Eastern Pequots’ elections questioned
North Stonington ― Days before the Eastern Pequot Tribe elects members of its governing body, the state Office of the Attorney General is reviewing claims of “ongoing problems and inconsistencies” in the process.
Several seats on the Easterns’ tribal council, including that of Chairman Mitchel Ray, are up for election Saturday in balloting among tribal members.
In June, Mark Sebastian, a tribal elder who lives on the tribe’s Lantern Hill reservation, emailed Attorney General William Tong, alleging violations of the tribe’s constitution. Sebastian noted state statutes specify that a tribe must file with the state a description of how it selects its leaders and how its leaders exercise their authority.
“A leadership dispute shall be resolved in accordance with tribal usage and practice,” statutes further state.
Sebastian, in the email, claimed that while the Easterns’ constitution calls for elections to be conducted by a committee of no fewer than five members, the tribe’s current Elections Committee has only two members.
The members, one of whom is Destiny Ray, the tribal chairman’s daughter, “have imposed themselves beyond their scope of authority and have altered Tribal Council seat term limits and have denied qualified election committee volunteers access to participate ...,” Sebastian wrote.

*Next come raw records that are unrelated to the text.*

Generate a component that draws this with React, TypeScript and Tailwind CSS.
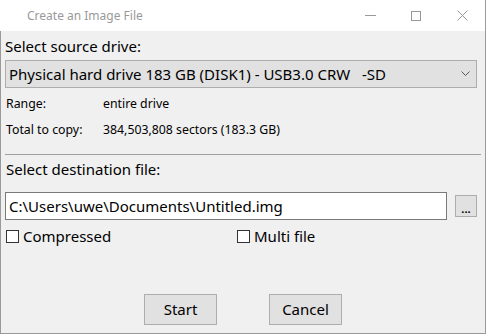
import React from "react"

const font = { fontFamily: '"Noto Sans", "Open Sans", sans-serif' }

function Checkbox({ label }: { label: string }) {
  return (
    <label className="flex items-center gap-[4px] text-[15px] leading-[20px] text-black">
      <span className="w-[13px] h-[13px] border border-[#333] bg-white" />
      {label}
    </label>
  )
}

export default function App() {
  return (
    <div className="w-[486px] h-[334px] bg-white border-r border-[#9a9a9a] flex flex-col overflow-hidden" style={font}>
      {/* title bar */}
      <div className="h-[31px] flex items-center bg-white">
        <span className="ml-[27px] text-[12px] text-[#999]">Create an Image File</span>
        <div className="ml-auto flex items-center h-full">
          <div className="w-[46px] h-full flex items-center justify-center">
            <div className="w-[11px] h-px bg-[#999]" />
          </div>
          <div className="w-[46px] h-full flex items-center justify-center">
            <div className="w-[10px] h-[10px] border border-[#999]" />
          </div>
          <div className="w-[46px] h-full flex items-center justify-center">
            <svg width="11" height="11" viewBox="0 0 11 11">
              <path d="M0.5 0.5 L10.5 10.5 M10.5 0.5 L0.5 10.5" stroke="#999" strokeWidth="1" />
            </svg>
          </div>
        </div>
      </div>

      {/* body */}
      <div className="flex-1 bg-[#f0f0f0] border-l border-b border-[#9a9a9a] pl-[4px] pr-[4px] flex flex-col">
        <div className="mt-[5px] text-[15px] leading-[20px] text-black">Select source drive:</div>
        <div className="mt-[4px] w-[472px] h-[28px] bg-[#e1e1e1] border border-[#adadad] flex items-center pl-[3px] pr-[6px]">
          <span className="text-[15px] text-black whitespace-pre">Physical hard drive 183 GB (DISK1) - USB3.0 CRW   -SD</span>
          <svg className="ml-auto" width="9" height="6" viewBox="0 0 9 6">
            <path d="M0.5 0.5 L4.5 4.5 L8.5 0.5" fill="none" stroke="#555" strokeWidth="1" />
          </svg>
        </div>

        <div className="mt-[8px] flex text-[12.3px] leading-[16px] text-black">
          <span className="w-[98px] pl-[1px]">Range:</span>
          <span>entire drive</span>
        </div>
        <div className="mt-[10px] flex text-[12.3px] leading-[16px] text-black">
          <span className="w-[98px] pl-[1px]">Total to copy:</span>
          <span>384,503,808 sectors (183.3 GB)</span>
        </div>

        <div className="mt-[16px] w-[476px] h-px bg-[#a0a0a0]" />

        <div className="mt-[4px] text-[15px] leading-[20px] text-black pl-[1px]">Select destination file:</div>

        <div className="mt-[13px] flex items-center">
          <div className="w-[442px] h-[28px] bg-white border border-[#7a7a7a] flex items-center pl-[3px]">
            <span className="text-[15px] text-black">C:\Users\uwe\Documents\Untitled.img</span>
          </div>
          <div className="ml-[8px] w-[22px] h-[22px] bg-[#e1e1e1] border border-[#adadad] flex items-end justify-center pb-[3px]">
            <span className="text-[11px] leading-[8px] font-bold text-black">...</span>
          </div>
        </div>

        <div className="mt-[6px] flex pl-[1px]">
          <div className="w-[231px]">
            <Checkbox label="Compressed" />
          </div>
          <Checkbox label="Multi file" />
        </div>

        <div className="mt-auto mb-[8px] flex justify-center gap-[52px]">
          <button className="w-[73px] h-[31px] bg-[#e1e1e1] border border-[#adadad] text-[15px] text-black">Start</button>
          <button className="w-[73px] h-[31px] bg-[#e1e1e1] border border-[#adadad] text-[15px] text-black">Cancel</button>
        </div>
      </div>
    </div>
  )
}
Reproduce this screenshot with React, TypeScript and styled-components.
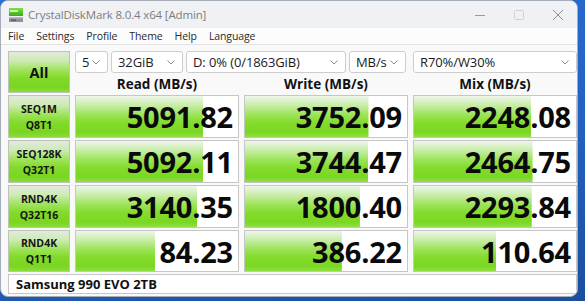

He also claimed tribal members have complained to the committee about being denied the right to vote in previous elections. And, in a phone message Wednesday, he said tribal members raising objections want assurances that “independent observers” will be allowed to monitor the upcoming election.

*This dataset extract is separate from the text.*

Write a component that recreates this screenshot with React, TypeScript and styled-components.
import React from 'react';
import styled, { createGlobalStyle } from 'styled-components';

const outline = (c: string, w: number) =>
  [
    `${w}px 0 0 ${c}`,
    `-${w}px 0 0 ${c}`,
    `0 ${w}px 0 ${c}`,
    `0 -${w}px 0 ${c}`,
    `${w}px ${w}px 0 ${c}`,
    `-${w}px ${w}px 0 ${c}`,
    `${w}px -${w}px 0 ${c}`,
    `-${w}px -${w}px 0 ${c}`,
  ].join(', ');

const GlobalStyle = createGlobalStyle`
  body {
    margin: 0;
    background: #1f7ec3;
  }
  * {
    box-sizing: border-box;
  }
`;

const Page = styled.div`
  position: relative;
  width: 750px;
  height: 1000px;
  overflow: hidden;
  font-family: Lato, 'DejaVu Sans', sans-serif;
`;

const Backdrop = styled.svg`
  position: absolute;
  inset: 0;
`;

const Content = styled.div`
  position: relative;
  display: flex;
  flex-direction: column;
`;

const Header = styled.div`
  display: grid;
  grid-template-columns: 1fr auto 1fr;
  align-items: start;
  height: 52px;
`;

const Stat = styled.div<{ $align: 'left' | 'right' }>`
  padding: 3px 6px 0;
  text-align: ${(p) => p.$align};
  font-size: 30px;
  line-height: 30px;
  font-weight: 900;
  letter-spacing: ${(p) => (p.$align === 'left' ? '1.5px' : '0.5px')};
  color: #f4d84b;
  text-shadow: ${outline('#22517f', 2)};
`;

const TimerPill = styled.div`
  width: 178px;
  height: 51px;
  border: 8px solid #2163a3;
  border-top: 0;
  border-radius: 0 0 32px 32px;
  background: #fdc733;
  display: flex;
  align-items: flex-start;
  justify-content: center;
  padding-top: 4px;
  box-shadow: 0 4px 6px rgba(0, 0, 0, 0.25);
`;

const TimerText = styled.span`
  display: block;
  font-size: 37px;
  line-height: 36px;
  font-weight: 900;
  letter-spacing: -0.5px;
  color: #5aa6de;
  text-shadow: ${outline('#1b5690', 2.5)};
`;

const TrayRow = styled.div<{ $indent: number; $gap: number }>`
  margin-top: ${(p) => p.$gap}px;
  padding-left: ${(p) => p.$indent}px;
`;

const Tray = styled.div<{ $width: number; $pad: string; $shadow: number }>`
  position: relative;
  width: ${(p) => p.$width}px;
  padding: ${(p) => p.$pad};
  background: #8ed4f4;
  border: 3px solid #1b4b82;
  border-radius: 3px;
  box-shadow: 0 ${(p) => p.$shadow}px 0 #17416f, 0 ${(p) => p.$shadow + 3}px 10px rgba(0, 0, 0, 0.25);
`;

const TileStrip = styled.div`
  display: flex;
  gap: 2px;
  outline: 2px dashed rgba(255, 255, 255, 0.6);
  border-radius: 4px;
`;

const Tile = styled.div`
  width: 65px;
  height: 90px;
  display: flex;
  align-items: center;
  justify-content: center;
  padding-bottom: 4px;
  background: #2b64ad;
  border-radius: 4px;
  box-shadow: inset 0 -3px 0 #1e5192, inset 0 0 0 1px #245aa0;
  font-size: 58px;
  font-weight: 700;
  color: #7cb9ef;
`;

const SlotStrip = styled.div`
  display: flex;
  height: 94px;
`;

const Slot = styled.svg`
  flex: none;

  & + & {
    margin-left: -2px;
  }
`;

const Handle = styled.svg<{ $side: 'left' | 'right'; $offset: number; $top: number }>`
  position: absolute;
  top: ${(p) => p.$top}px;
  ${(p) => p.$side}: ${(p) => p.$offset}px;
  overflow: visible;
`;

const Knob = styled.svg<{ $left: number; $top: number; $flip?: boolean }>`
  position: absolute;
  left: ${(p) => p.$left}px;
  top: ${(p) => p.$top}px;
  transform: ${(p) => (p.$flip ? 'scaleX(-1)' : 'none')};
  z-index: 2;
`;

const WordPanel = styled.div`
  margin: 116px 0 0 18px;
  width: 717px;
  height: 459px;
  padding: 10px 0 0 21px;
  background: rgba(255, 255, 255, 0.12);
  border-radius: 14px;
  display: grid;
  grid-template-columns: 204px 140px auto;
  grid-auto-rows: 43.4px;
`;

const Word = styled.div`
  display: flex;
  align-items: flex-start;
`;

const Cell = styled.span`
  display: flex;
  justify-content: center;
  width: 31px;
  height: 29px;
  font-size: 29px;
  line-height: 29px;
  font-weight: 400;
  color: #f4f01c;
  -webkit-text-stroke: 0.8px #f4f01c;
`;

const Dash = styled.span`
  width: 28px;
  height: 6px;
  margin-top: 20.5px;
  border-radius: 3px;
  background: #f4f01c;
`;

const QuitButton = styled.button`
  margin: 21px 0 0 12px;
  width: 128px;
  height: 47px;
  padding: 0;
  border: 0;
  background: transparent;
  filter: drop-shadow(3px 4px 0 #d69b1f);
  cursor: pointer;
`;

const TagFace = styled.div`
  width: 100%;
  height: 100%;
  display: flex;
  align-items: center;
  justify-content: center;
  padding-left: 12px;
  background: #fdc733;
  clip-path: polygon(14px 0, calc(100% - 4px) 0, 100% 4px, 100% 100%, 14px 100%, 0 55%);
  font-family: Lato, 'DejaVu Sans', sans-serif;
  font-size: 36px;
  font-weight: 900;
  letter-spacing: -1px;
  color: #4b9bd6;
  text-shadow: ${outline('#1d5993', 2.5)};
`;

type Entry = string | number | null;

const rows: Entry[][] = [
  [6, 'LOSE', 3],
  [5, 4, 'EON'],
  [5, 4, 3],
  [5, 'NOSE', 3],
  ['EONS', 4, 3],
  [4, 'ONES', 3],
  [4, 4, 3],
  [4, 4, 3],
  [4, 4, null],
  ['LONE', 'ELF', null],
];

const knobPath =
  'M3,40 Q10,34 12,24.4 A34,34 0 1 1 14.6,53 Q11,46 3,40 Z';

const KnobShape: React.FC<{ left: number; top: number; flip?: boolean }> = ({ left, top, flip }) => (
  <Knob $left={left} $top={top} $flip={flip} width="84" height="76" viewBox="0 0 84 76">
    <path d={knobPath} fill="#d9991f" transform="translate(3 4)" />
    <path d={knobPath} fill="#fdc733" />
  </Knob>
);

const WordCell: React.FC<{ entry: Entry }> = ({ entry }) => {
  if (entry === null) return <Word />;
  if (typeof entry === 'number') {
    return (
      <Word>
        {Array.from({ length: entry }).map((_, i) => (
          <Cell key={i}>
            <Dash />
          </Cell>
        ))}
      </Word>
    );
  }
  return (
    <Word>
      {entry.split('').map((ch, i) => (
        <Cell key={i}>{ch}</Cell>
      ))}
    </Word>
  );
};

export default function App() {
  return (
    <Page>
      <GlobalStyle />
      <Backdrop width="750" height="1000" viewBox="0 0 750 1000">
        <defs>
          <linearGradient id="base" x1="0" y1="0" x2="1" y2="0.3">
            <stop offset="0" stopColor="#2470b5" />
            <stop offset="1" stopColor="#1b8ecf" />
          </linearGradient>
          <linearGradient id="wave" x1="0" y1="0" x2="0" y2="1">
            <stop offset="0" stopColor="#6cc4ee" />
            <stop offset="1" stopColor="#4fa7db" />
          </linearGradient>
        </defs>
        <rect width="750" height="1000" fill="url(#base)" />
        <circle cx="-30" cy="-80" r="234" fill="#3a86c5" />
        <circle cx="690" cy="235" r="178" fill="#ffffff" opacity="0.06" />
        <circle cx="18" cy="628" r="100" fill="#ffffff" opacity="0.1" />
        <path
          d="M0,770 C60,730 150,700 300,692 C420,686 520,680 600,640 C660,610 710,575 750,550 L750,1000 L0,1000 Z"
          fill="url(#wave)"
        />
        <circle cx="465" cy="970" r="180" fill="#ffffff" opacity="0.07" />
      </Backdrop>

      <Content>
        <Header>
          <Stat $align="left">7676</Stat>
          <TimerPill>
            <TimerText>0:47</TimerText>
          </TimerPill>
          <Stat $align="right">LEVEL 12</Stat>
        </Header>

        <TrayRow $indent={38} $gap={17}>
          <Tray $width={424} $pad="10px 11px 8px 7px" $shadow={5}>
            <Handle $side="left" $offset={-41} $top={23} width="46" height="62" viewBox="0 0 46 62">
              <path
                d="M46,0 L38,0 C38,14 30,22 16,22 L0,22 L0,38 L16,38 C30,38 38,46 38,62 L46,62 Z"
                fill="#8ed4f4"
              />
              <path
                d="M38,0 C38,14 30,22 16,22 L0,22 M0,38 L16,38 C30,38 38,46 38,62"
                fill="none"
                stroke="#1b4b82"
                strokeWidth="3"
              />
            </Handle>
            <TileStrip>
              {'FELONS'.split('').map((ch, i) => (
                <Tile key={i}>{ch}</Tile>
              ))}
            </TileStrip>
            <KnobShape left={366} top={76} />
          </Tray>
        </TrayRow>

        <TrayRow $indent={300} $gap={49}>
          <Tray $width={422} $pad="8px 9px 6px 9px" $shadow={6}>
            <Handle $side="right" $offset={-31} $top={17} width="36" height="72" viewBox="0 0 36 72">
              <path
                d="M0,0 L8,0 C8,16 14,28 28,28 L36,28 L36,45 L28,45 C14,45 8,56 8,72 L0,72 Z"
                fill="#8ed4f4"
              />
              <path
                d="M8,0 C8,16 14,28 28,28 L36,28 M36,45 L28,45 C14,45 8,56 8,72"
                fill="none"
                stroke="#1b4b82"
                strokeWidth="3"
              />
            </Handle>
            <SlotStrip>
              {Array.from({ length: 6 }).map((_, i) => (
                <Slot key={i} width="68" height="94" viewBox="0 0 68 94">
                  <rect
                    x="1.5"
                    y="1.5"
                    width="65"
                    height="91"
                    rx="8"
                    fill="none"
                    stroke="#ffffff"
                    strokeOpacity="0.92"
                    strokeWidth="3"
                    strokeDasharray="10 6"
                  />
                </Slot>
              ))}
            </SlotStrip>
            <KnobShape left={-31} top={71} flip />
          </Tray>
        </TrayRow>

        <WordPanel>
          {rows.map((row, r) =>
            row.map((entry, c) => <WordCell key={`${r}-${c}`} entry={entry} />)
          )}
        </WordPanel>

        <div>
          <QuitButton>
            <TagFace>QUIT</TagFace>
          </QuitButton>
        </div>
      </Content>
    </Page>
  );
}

A spokeswoman said the attorney general’s office was reviewing Sebastian’s email and had not yet responded to it.
Mitchel Ray dismissed Sebastian’s allegations, saying Saturday’s elections will be conducted the same way they have been for decades.
“This is internal,” he said of the controversy. “It’s a shame it’s been brought to the attorney general instead of being dealt with in house. It has no legitimacy.”
Ray, bidding for election to a second three-year term as chairman, said he is being challenged by Lawrence Wilson, a current and former council member who was instrumental in preparing the Easterns’ original petition for federal recognition in the 1970s.
Wilson was not available to comment Wednesday.
According to Ray, six tribal members are vying for three vacant council seats up for election Saturday.
Ray said he has not been campaigning aggressively for reelection. He said he has been meeting with architects designing new tribal offices, a much-delayed project the tribe hopes to launch next spring, and preparing for the tribe’s annual pow-wow, which will take place Sunday on its Wrights Road reservation.
The Easterns number more than 1,200 members, about half of whom are eligible to vote in council elections, Ray said.